- _TASK REQUIREMENTS_
Write the data below out exactly as it stands. Do not include the pictures.

- _STORED DATA_

-*-

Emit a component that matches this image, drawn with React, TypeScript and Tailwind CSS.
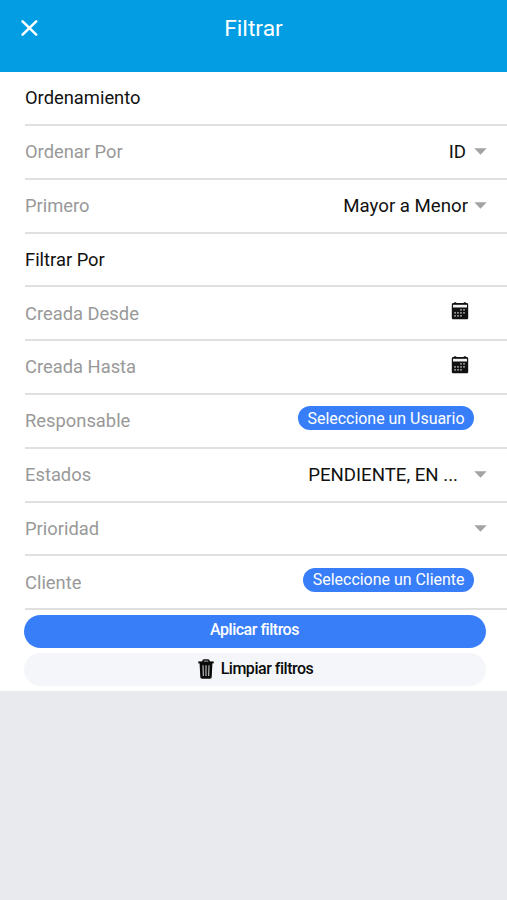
import type { ReactNode } from "react"

function CloseIcon() {
  return (
    <svg width="17" height="16" viewBox="0 0 17 16" fill="none" stroke="white" strokeWidth="2.5" strokeLinecap="round">
      <path d="M1.6 1.4 15.2 14.6M15.2 1.4 1.6 14.6" />
    </svg>
  )
}

function Caret() {
  return (
    <svg className="ml-[6px] shrink-0" width="13" height="7" viewBox="0 0 13 7" fill="#a3a3a3">
      <path d="M0.3 0.2h12.4L6.5 6.8z" />
    </svg>
  )
}

function CalendarIcon() {
  return (
    <svg width="18" height="18" viewBox="0 0 18 18">
      <path
        d="M2.4 1.1h.8V.2h2v.9h7.6V.2h2v.9h.8c.9 0 1.6.7 1.6 1.6v13c0 .9-.7 1.6-1.6 1.6H2.4c-.9 0-1.6-.7-1.6-1.6v-13c0-.9.7-1.6 1.6-1.6z"
        fill="#111"
      />
      <path d="M2 2.8h14v2.7H2z" fill="#f1f1f1" />
      <path
        d="M9.2 7.2h1.6v1.4H9.2zM12.2 7.2h1.6v1.4h-1.6zM3.3 10.2h1.6v1.4H3.3zM6.2 10.2h1.6v1.4H6.2zM9.2 10.2h1.6v1.4H9.2zM12.2 10.2h1.6v1.4h-1.6zM3.3 13.2h1.6v1.4H3.3zM6.2 13.2h1.6v1.4H6.2zM9.2 13.2h1.6v1.4H9.2z"
        fill="#d4d4d4"
      />
    </svg>
  )
}

function TrashIcon() {
  return (
    <svg width="16" height="20" viewBox="0 0 16 20" fill="none" stroke="#0b0b0b">
      <path d="M5 3V1.9c0-.6.4-1 1-1h4c.6 0 1 .4 1 1V3" strokeWidth="1.5" />
      <path d="M.3 3.4h15.4" strokeWidth="2" />
      <path d="M2.3 4.5 3 18c0 .6.5 1 1 1h8c.5 0 1-.4 1-1l.7-13.5z" fill="#0b0b0b" strokeWidth="1.4" />
      <path d="m5 6.2.4 10.8M8 6.2V17M11 6.2l-.4 10.8" stroke="#b4b6b9" strokeWidth="1.2" />
    </svg>
  )
}

function Pill({ children }: { children: ReactNode }) {
  return (
    <button className="mr-[13px] mb-[5px] h-6 rounded-full bg-[#387ef9] px-[9.5px] text-[15.95px] leading-[23px] whitespace-nowrap text-white">
      {children}
    </button>
  )
}

function Row({ label, heading, children }: { label: string; heading?: boolean; children?: ReactNode }) {
  return (
    <div className="ml-[25px] flex h-[53.8px] items-center justify-between border-b-2 border-[#e0e0e0] pr-[20px]">
      <span className={heading ? "text-[#111]" : "text-[#999]"}>{label}</span>
      <div className="flex items-center text-[18.65px] leading-7 text-[#111]">{children}</div>
    </div>
  )
}

export default function App() {
  return (
    <div className="h-[900px] w-[507px] overflow-hidden bg-[#e9eaed] font-[Roboto,sans-serif] text-[18.35px]">
      <header className="grid h-[72px] grid-cols-[1fr_auto_1fr] bg-[#039de4] pb-[15px] text-white">
        <button className="flex items-center pb-px pl-[21px]">
          <CloseIcon />
        </button>
        <h1 className="self-center pt-px text-[22.8px]">Filtrar</h1>
      </header>

      <main className="h-[619px] bg-white pt-[0.3px]">
        <Row label="Ordenamiento" heading />
        <Row label="Ordenar Por">
          <span className="mr-[2px]">ID</span>
          <Caret />
        </Row>
        <Row label="Primero">
          Mayor a Menor <Caret />
        </Row>
        <Row label="Filtrar Por" heading />
        <Row label="Creada Desde">
          <span className="mr-[18px] mb-1">
            <CalendarIcon />
          </span>
        </Row>
        <Row label="Creada Hasta">
          <span className="mr-[18px] mb-1">
            <CalendarIcon />
          </span>
        </Row>
        <Row label="Responsable">
          <Pill>Seleccione un Usuario</Pill>
        </Row>
        <Row label="Estados">
          <span className="mr-[10px]">PENDIENTE, EN ...</span>
          <Caret />
        </Row>
        <Row label="Prioridad">
          <Caret />
        </Row>
        <Row label="Cliente">
          <Pill>Seleccione un Cliente</Pill>
        </Row>

        <div className="flex flex-col gap-[5px] pt-[4.5px] pr-[21px] pl-[24px] text-[16px] font-medium tracking-[-0.48px]">
          <button className="h-[33px] rounded-full bg-[#387ef9] pr-px pb-[2px] text-white">Aplicar filtros</button>
          <button className="flex h-[33px] items-center justify-center gap-[7px] rounded-full bg-[#f4f6f9] pb-px pl-px text-[#0b0b0b]">
            <TrashIcon />
            Limpiar filtros
          </button>
        </div>
      </main>
    </div>
  )
}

-*-

- _ANSWER FOR THIS EXERCISE_
Emit a component that matches this image, drawn with React, TypeScript and Tailwind CSS.
import type { ReactNode } from "react"

function CloseIcon() {
  return (
    <svg width="17" height="16" viewBox="0 0 17 16" fill="none" stroke="white" strokeWidth="2.5" strokeLinecap="round">
      <path d="M1.6 1.4 15.2 14.6M15.2 1.4 1.6 14.6" />
    </svg>
  )
}

function Caret() {
  return (
    <svg className="ml-[6px] shrink-0" width="13" height="7" viewBox="0 0 13 7" fill="#a3a3a3">
      <path d="M0.3 0.2h12.4L6.5 6.8z" />
    </svg>
  )
}

function CalendarIcon() {
  return (
    <svg width="18" height="18" viewBox="0 0 18 18">
      <path
        d="M2.4 1.1h.8V.2h2v.9h7.6V.2h2v.9h.8c.9 0 1.6.7 1.6 1.6v13c0 .9-.7 1.6-1.6 1.6H2.4c-.9 0-1.6-.7-1.6-1.6v-13c0-.9.7-1.6 1.6-1.6z"
        fill="#111"
      />
      <path d="M2 2.8h14v2.7H2z" fill="#f1f1f1" />
      <path
        d="M9.2 7.2h1.6v1.4H9.2zM12.2 7.2h1.6v1.4h-1.6zM3.3 10.2h1.6v1.4H3.3zM6.2 10.2h1.6v1.4H6.2zM9.2 10.2h1.6v1.4H9.2zM12.2 10.2h1.6v1.4h-1.6zM3.3 13.2h1.6v1.4H3.3zM6.2 13.2h1.6v1.4H6.2zM9.2 13.2h1.6v1.4H9.2z"
        fill="#d4d4d4"
      />
    </svg>
  )
}

function TrashIcon() {
  return (
    <svg width="16" height="20" viewBox="0 0 16 20" fill="none" stroke="#0b0b0b">
      <path d="M5 3V1.9c0-.6.4-1 1-1h4c.6 0 1 .4 1 1V3" strokeWidth="1.5" />
      <path d="M.3 3.4h15.4" strokeWidth="2" />
      <path d="M2.3 4.5 3 18c0 .6.5 1 1 1h8c.5 0 1-.4 1-1l.7-13.5z" fill="#0b0b0b" strokeWidth="1.4" />
      <path d="m5 6.2.4 10.8M8 6.2V17M11 6.2l-.4 10.8" stroke="#b4b6b9" strokeWidth="1.2" />
    </svg>
  )
}

function Pill({ children }: { children: ReactNode }) {
  return (
    <button className="mr-[13px] mb-[5px] h-6 rounded-full bg-[#387ef9] px-[9.5px] text-[15.95px] leading-[23px] whitespace-nowrap text-white">
      {children}
    </button>
  )
}

function Row({ label, heading, children }: { label: string; heading?: boolean; children?: ReactNode }) {
  return (
    <div className="ml-[25px] flex h-[53.8px] items-center justify-between border-b-2 border-[#e0e0e0] pr-[20px]">
      <span className={heading ? "text-[#111]" : "text-[#999]"}>{label}</span>
      <div className="flex items-center text-[18.65px] leading-7 text-[#111]">{children}</div>
    </div>
  )
}

export default function App() {
  return (
    <div className="h-[900px] w-[507px] overflow-hidden bg-[#e9eaed] font-[Roboto,sans-serif] text-[18.35px]">
      <header className="grid h-[72px] grid-cols-[1fr_auto_1fr] bg-[#039de4] pb-[15px] text-white">
        <button className="flex items-center pb-px pl-[21px]">
          <CloseIcon />
        </button>
        <h1 className="self-center pt-px text-[22.8px]">Filtrar</h1>
      </header>

      <main className="h-[619px] bg-white pt-[0.3px]">
        <Row label="Ordenamiento" heading />
        <Row label="Ordenar Por">
          <span className="mr-[2px]">ID</span>
          <Caret />
        </Row>
        <Row label="Primero">
          Mayor a Menor <Caret />
        </Row>
        <Row label="Filtrar Por" heading />
        <Row label="Creada Desde">
          <span className="mr-[18px] mb-1">
            <CalendarIcon />
          </span>
        </Row>
        <Row label="Creada Hasta">
          <span className="mr-[18px] mb-1">
            <CalendarIcon />
          </span>
        </Row>
        <Row label="Responsable">
          <Pill>Seleccione un Usuario</Pill>
        </Row>
        <Row label="Estados">
          <span className="mr-[10px]">PENDIENTE, EN ...</span>
          <Caret />
        </Row>
        <Row label="Prioridad">
          <Caret />
        </Row>
        <Row label="Cliente">
          <Pill>Seleccione un Cliente</Pill>
        </Row>

        <div className="flex flex-col gap-[5px] pt-[4.5px] pr-[21px] pl-[24px] text-[16px] font-medium tracking-[-0.48px]">
          <button className="h-[33px] rounded-full bg-[#387ef9] pr-px pb-[2px] text-white">Aplicar filtros</button>
          <button className="flex h-[33px] items-center justify-center gap-[7px] rounded-full bg-[#f4f6f9] pb-px pl-px text-[#0b0b0b]">
            <TrashIcon />
            Limpiar filtros
          </button>
        </div>
      </main>
    </div>
  )
}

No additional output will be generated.